Adding insult to injury, tanf(pi/2)
(for float
rather than double
)
returns a negative value, which is completely wrong!
Even Python, which originated at a mathematical centre and is usually
quite pedantic about these things, does not raise an exception.
C using float:
tanf(M_PI * 0.5f) == -22877332.000000
C using double:
tan(M_PI * 0.5) == 16331239353195370.000000
Python:
math.tan(math.pi / 2) == 1.633123935319537e+16
We really ought to be triggering a fault, or else get a NaN
, right?
This is nuts and leads to all sorts of wild speculation from my side.
Is it because internally they use a Maclaurin series? Is it due to imprecision?
Or is the issue at a more fundamental level? I mean, even 64 bits can not hold
the exact value of pi, because the number of digits in pi is infinite.
Even worse, 0.0f
is not exactly the same as mathematical zero?
Or is it that tan()
has been rigged deliberately, by design, by committee,
so that it never accidentally crashes on div by zero.
Ironically enough, fxp
is imprecise enough to simply fall into division
by zero—which is, by all accounts, perfectly correct math. But in a world
where it is generally accepted that tan(pi/2)
does not crash, but returns
some value, we have little choice but to rig fxp_tan(FXP_HALF_PI)

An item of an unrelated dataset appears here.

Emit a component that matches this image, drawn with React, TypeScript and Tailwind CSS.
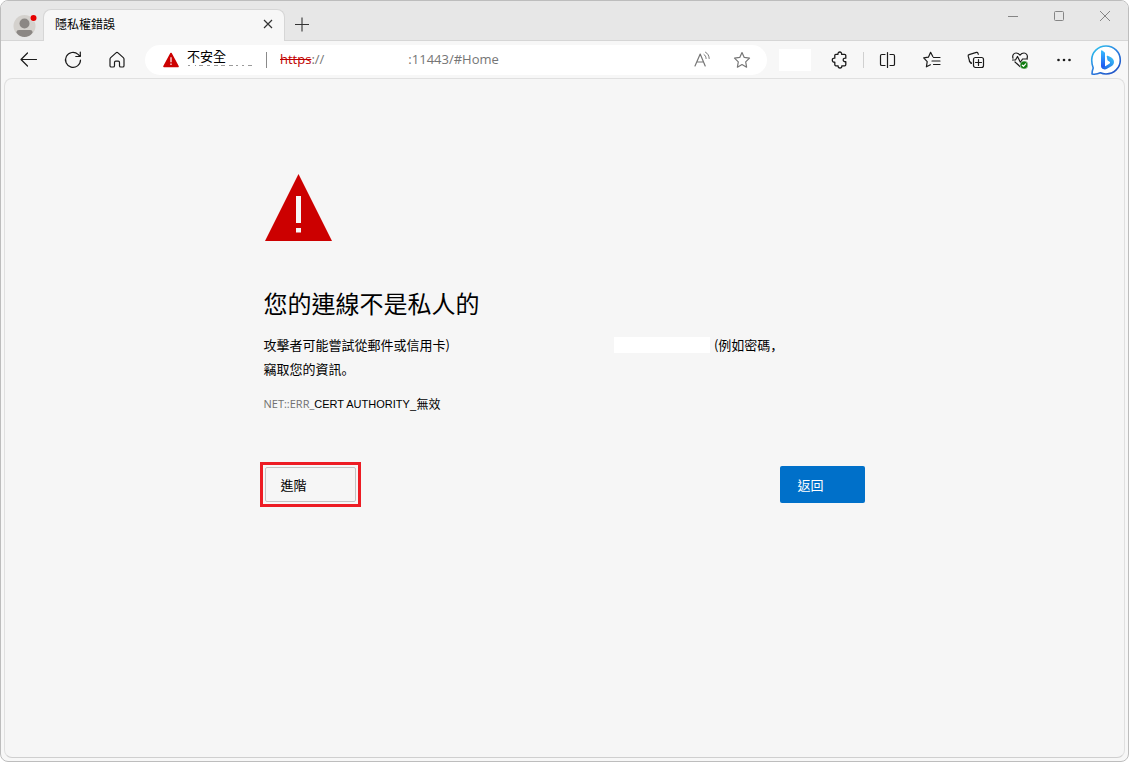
import type { ReactNode } from "react";

function Icon({ children }: { children: ReactNode }) {
  return (
    <svg
      className="size-5"
      viewBox="0 0 20 20"
      fill="none"
      stroke="currentColor"
      strokeWidth="1.2"
      strokeLinecap="round"
      strokeLinejoin="round"
      aria-hidden="true"
    >
      {children}
    </svg>
  );
}

function ToolButton({ label, children }: { label: string; children: ReactNode }) {
  return (
    <button type="button" aria-label={label} className="flex h-9 w-11 shrink-0 items-center justify-center text-[#1b1b1b]">
      {children}
    </button>
  );
}

function Avatar() {
  return (
    <svg className="size-6" viewBox="0 0 24 24" aria-hidden="true">
      <defs>
        <clipPath id="avatar-clip">
          <circle cx="11.500" cy="13" r="11" />
        </clipPath>
      </defs>
      <circle cx="11.500" cy="13" r="11" fill="#d4d1cd" />
      <circle cx="11.500" cy="10.500" r="5" fill="#8b8784" />
      <path d="M3.500 19.500c0-1.800 1-2.500 2.500-2.500h11c1.500 0 2.500.7 2.500 2.500-1.300 3-4.600 4.800-8 4.800s-6.700-1.800-8-4.800z" fill="#8b8784" clipPath="url(#avatar-clip)" />
      <circle cx="20.500" cy="5" r="3.500" fill="#e7e7e7" />
      <circle cx="20.500" cy="5" r="3" fill="#e60000" />
    </svg>
  );
}

function TitleBar() {
  return (
    <header className="flex h-10 border-b border-[#d6d6d6] bg-[#e7e7e7]">
      <button type="button" aria-label="設定檔" className="flex w-[42px] shrink-0 items-center justify-end pt-2 pr-1.5">
        <Avatar />
      </button>
      <div className="mt-2 -mb-px flex w-[242px] items-center justify-between rounded-t-lg border border-b-0 border-[#d6d6d6] bg-[#f7f7f7] pr-2 pb-1 pl-[11px]">
        <span className="text-xs text-black">隱私權錯誤</span>
        <button type="button" aria-label="關閉索引標籤" className="flex size-4 items-center justify-center text-[#333]">
          <svg className="size-4" viewBox="0 0 16 16" stroke="currentColor" strokeWidth="1.200" aria-hidden="true">
            <path d="M4 4l8 8M12 4l-8 8" />
          </svg>
        </button>
      </div>
      <button type="button" aria-label="新增索引標籤" className="flex w-[34px] items-center justify-center pt-2 text-[#333]">
        <svg className="size-4" viewBox="0 0 16 16" stroke="currentColor" strokeWidth="1.100" aria-hidden="true">
          <path d="M1 7.500h14M8 .5v14" />
        </svg>
      </button>
      <div className="ml-auto flex h-[30px] text-[#858585]">
        <button type="button" aria-label="最小化" className="flex w-[46px] items-center justify-center">
          <svg className="size-3" viewBox="0 0 12 12" stroke="currentColor" aria-hidden="true">
            <path d="M1 6.500h10" />
          </svg>
        </button>
        <button type="button" aria-label="最大化" className="flex w-[46px] items-center justify-center">
          <svg className="size-3" viewBox="0 0 12 12" fill="none" stroke="currentColor" aria-hidden="true">
            <rect x="1.500" y="1.500" width="9" height="9" rx="1" />
          </svg>
        </button>
        <button type="button" aria-label="關閉" className="flex w-[46px] items-center justify-center">
          <svg className="size-3" viewBox="0 0 12 12" stroke="currentColor" aria-hidden="true">
            <path d="M1 1l10 10M11 1L1 11" />
          </svg>
        </button>
      </div>
    </header>
  );
}

function AddressBar() {
  return (
    <div className="mr-3 ml-1.5 flex h-[30px] min-w-0 flex-1 items-center rounded-full bg-white pr-[15px] pl-[18px]">
      <svg className="size-4 shrink-0" viewBox="0 0 16 16" aria-hidden="true">
        <path d="M8 1.500L15 14.500H1z" fill="#c00" stroke="#c00" strokeWidth="1.600" strokeLinejoin="round" />
        <path d="M8 5.200v5M8 11.500v1.500" stroke="#f3c9c9" strokeWidth="1.500" />
      </svg>
      <div className="ml-2 flex w-20 shrink-0 items-center justify-between">
        <div className="flex flex-col pb-1">
          <span className="text-[13px] leading-[14px] text-black">不安全</span>
          <svg className="h-1 w-[67px]" viewBox="0 0 67 4" stroke="#9a9a9a" aria-hidden="true">
            <path d="M1 2.500h2M8 2.500h1M12 2.500h4M20 2.500h3M27 2.500h4M34 2.500h4M42 2.500h4M49 2.500h2M55 2.500h2M61 2.500h4" />
          </svg>
        </div>
        <span className="h-4 w-px bg-[#8a8a8a]" />
      </div>
      <div className="ml-[13px] flex min-w-0 flex-1 items-center pt-px font-['Open_Sans','Noto_Sans_CJK_TC',sans-serif] text-[13px] text-[#757575]">
        <span>
          <span className="text-[#c00000] line-through">https</span>://
        </span>
        <input
          type="text"
          aria-label="網址"
          defaultValue=":11443/#Home"
          className="ml-[84px] w-24 min-w-0 flex-1 bg-transparent outline-none"
        />
      </div>
      <div className="flex shrink-0 gap-5 text-[#767676]">
        <button type="button" aria-label="大聲朗讀" className="flex size-5 items-center justify-center">
          <Icon>
            <path d="M3 16L8.200 4l5 12M4.800 12h6.800" />
            <path d="M12 4.500c1.300.9 2 2.200 2.100 4M13.500 2.200c2.300 1.300 3.600 3.500 3.700 6.300" strokeWidth="1" />
          </Icon>
        </button>
        <button type="button" aria-label="加入我的最愛" className="flex size-5 items-center justify-center">
          <Icon>
            <path d="M10 2.600l2.250 4.850 5.250.7-3.800 3.700.9 5.300L10 14.600l-4.600 2.550.9-5.300-3.800-3.700 5.250-.7z" />
          </Icon>
        </button>
      </div>
    </div>
  );
}

function BingLogo() {
  return (
    <svg className="size-8" viewBox="0 0 32 32" fill="none" aria-hidden="true">
      <defs>
        <linearGradient id="bubble-line" x1="4" y1="2" x2="26" y2="30" gradientUnits="userSpaceOnUse">
          <stop stopColor="#2fc6ee" />
          <stop offset=".5" stopColor="#2b7fe0" />
          <stop offset="1" stopColor="#1f4fc4" />
        </linearGradient>
        <linearGradient id="bing-stem" x1="11" y1="7" x2="14" y2="25" gradientUnits="userSpaceOnUse">
          <stop stopColor="#37bdff" />
          <stop offset="1" stopColor="#1b48ef" />
        </linearGradient>
        <linearGradient id="bing-bowl" x1="22" y1="14" x2="12" y2="25" gradientUnits="userSpaceOnUse">
          <stop stopColor="#39b9f5" />
          <stop offset="1" stopColor="#1c5fe6" />
        </linearGradient>
      </defs>
      <path
        d="M16 2c8 0 14.300 6.200 14.300 14S24 30 16 30c-2 0-4-.4-5.600-1.200-2.500 1.200-5.400 1.700-8.400 1.200 0-2 .4-4 1.200-6C2.200 21.500 1.700 19 1.700 16 1.700 8.200 8 2 16 2z"
        fill="#fff"
        stroke="url(#bubble-line)"
        strokeWidth="1.600"
        strokeLinejoin="round"
      />
      <path d="M11 7.200c0-.8.600-1.100 1.200-.7l2 1.400c.5.300.8.800.8 1.500v12.800l1 .8-3.200 1.600c-1.100-.5-1.800-1.500-1.800-2.800z" fill="url(#bing-stem)" />
      <path d="M16.800 12.700c-.3-.7.200-1.200.9-1l2.800 1.300c2.300 1.100 3.500 3 3.500 5.100 0 1.700-.8 3.100-2.200 4l-4.800 2.700c-2.200 1.200-4.600.5-5.700-1.600 1.500.3 2.700 0 3.700-.6l4.600-3.100c.8-.6.600-1.600-.3-2l-.9-.5c-.6-.3-.9-.7-1.100-1.500z" fill="url(#bing-bowl)" />
    </svg>
  );
}

function Toolbar() {
  return (
    <nav aria-label="瀏覽器工具列" className="flex h-[37px] items-center bg-[#f7f7f7] pr-1.5 pl-1.5">
      <ToolButton label="上一頁">
        <Icon>
          <path d="M17.500 9.500H2M8.500 3L2 9.500 8.500 16" />
        </Icon>
      </ToolButton>
      <ToolButton label="重新整理">
        <Icon>
          <path d="M17.500 10a7.500 7.500 0 1 1-2.400-5.600l1.900 2M17.300 2v4.500h-4.500" />
        </Icon>
      </ToolButton>
      <ToolButton label="首頁">
        <Icon>
          <path d="M9 2.900a1.500 1.500 0 0 1 2 0l5.300 4.700c.4.400.7.900.7 1.500v6.600c0 .8-.6 1.300-1.300 1.300h-1.900c-.8 0-1.300-.6-1.300-1.300v-3.200c0-.8-.5-1.300-1.300-1.300H8.800c-.8 0-1.300.5-1.300 1.300v3.200c0 .7-.5 1.300-1.300 1.300H4.300c-.7 0-1.300-.5-1.300-1.300V9.100c0-.6.3-1.100.7-1.500z" />
        </Icon>
      </ToolButton>
      <AddressBar />
      <span className="mr-1.5 h-[22px] w-8 shrink-0 bg-white" />
      <ToolButton label="擴充功能">
        <Icon>
          <path d="M5.200 5.300c0-.6.500-1 1-1h2.200c-.2-1.500.6-2.300 1.800-2.300s2 .8 1.800 2.300h3c.7 0 1.200.5 1.200 1.200v2.700c-1.800-.2-2.600.6-2.600 1.700s.8 2 2.600 1.800v2.900c0 .7-.5 1.200-1.200 1.200h-2.800c.2 1.500-.6 2.200-1.800 2.200s-2-.7-1.900-2.200H6.300c-.6 0-1.100-.5-1.100-1.200v-2.500C3.500 12.300 2.700 11.500 2.700 10s.8-2.100 2.500-1.900z" transform="translate(.6 0)" strokeWidth="1.300" />
        </Icon>
      </ToolButton>
      <span className="mx-0.5 h-4 w-px shrink-0 bg-[#d0d0d0]" />
      <ToolButton label="分割畫面">
        <Icon>
          <path d="M9.500 2.500v15M7 4.500H3.800c-.8 0-1.300.5-1.300 1.300v8.400c0 .8.500 1.300 1.300 1.300H7M12 4.500h3.200c.8 0 1.300.5 1.300 1.300v8.400c0 .8-.5 1.300-1.300 1.300H12" />
        </Icon>
      </ToolButton>
      <ToolButton label="我的最愛">
        <Icon>
          <path d="M10.800 6.500L8.600 2.300 6.400 7.200l-4.700.7L5.200 11.600l-.8 5.200 4-2M11.500 7.500h6.500M10 11h8M11.500 14.500h6.500" />
        </Icon>
      </ToolButton>
      <ToolButton label="集錦">
        <Icon>
          <path d="M5.200 12.500l-1-.4c-.7-.3-1-.9-.8-1.600L2.200 6.200c-.2-.8.200-1.400.9-1.600l7.300-2.200c.8-.2 1.400.2 1.600.9l.3 1" />
          <path d="M5.500 13.500c-.7-.1-1.200-.6-1.200-1.300" />
          <rect x="7.500" y="7.500" width="10" height="10" rx="2" />
          <path d="M12.500 9.500v6M9.500 12.500h6" />
        </Icon>
      </ToolButton>
      <ToolButton label="瀏覽器基本功能">
        <Icon>
          <path d="M3 8.200C2 5.200 3.800 3 6 3c1.700 0 3 .9 4 2.200C11 3.900 12.300 3 14 3c2.200 0 4.100 2.200 3.100 5.200M5 12l5 4.500M2.500 10h3l2-3.500 3 6L12.500 9H17.500" />
          <circle cx="14" cy="15" r="4" fill="#107c10" stroke="#f7f7f7" strokeWidth=".5" />
          <path d="M12.300 15.200l1.200 1.100 2.200-2.400" stroke="#fff" />
        </Icon>
      </ToolButton>
      <ToolButton label="設定及其他">
        <Icon>
          <g fill="currentColor" stroke="none">
            <circle cx="4.500" cy="10" r="1.300" />
            <circle cx="10" cy="10" r="1.300" />
            <circle cx="15.500" cy="10" r="1.300" />
          </g>
        </Icon>
      </ToolButton>
      <button type="button" aria-label="Bing" className="ml-1 flex size-8 shrink-0 items-center justify-center">
        <BingLogo />
      </button>
    </nav>
  );
}

function ErrorPage() {
  return (
    <main className="mx-[3px] mb-[3px] flex-1 rounded-lg border border-[#e0e0e0] border-b-[#cfcfcf] bg-[#f6f6f6] px-6">
      <div className="mx-auto max-w-[602px] pt-[95px] pr-px text-black">
        <svg className="h-[68px] w-[68px]" viewBox="0 0 68 68" aria-hidden="true">
          <path d="M34.500 0L68 67H1z" fill="#c00" />
          <path d="M32 22h5v27h-5zM32 54h5v4.500h-5z" fill="#f6f6f6" />
        </svg>
        <h1 className="mt-[43px] text-2xl leading-9">您的連線不是私人的</h1>
        <div className="mt-3 font-['Noto_Sans_CJK_SC',sans-serif] text-[13px] leading-6">
          <p className="flex flex-wrap items-center">
            <span>攻擊者可能嘗試從郵件或信用卡)</span>
            <span className="mr-1 ml-[164px] h-4 w-24 bg-white" />
            <span>(例如密碼，</span>
          </p>
          <p>竊取您的資訊。</p>
        </div>
        <p className="mt-[13px] flex text-[11px] leading-5">
          <span className="font-['Open_Sans',sans-serif] text-[#707070]">NET::ERR_</span>
          <span className="font-['Liberation_Sans',sans-serif]">CERT AUTHORITY</span>
          <span className="text-xs leading-5">_無效</span>
        </p>
        <div className="-ml-1 mt-12 flex items-center justify-between">
          <div className="border-3 border-[#ed1c24] p-0.5">
            <button type="button" className="flex h-[35px] w-[91px] items-center rounded-xs border border-[#c4c4c4] pl-[15px] text-[13px]">
              進階
            </button>
          </div>
          <button type="button" className="flex h-[37px] w-[85px] items-center rounded-xs bg-[#0070c9] pl-[18px] text-[13px] text-white">
            返回
          </button>
        </div>
      </div>
    </main>
  );
}

export default function App() {
  return (
    <div className="flex min-h-screen flex-col overflow-hidden rounded-lg border border-[#bdbdbd] bg-[#f7f7f7] font-['Noto_Sans_CJK_TC',sans-serif]">
      <TitleBar />
      <Toolbar />
      <ErrorPage />
    </div>
  );
}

accordingly and have it return FXP_MAX
(!)
fxp fxp_tan(fxp a) {
fxp sin_a = fxp_sin(a);
fxp cos_a = fxp_cos(a);
if (cos_a == (fxp)0) {
/*
hack the planet: tan(PI/2) is undefined
and should really FPE with div by zero
But the world seems to have generally
accepted that in computer software
tan(PI/2) returns a value
*/
if (sin_a < 0) {
return FXP_MIN;
}
return FXP_MAX;
}
return fxp_div(sin_a, cos_a);
}
So there you have it. It’s not good math, but I guess it passes for computer science.
Rounding up
Contrary to popular belief, math does not always translate well to computers. Number systems and computation in software are riddled with peculiarities, highlighting that even modern computers have their limits. That aside, fixed point works like a charm. The perceived lack of precision is mostly an illusion, and in fact fixed point can be very precise for the domain it operates in. For example, when doing jump physics in a 2D retro game.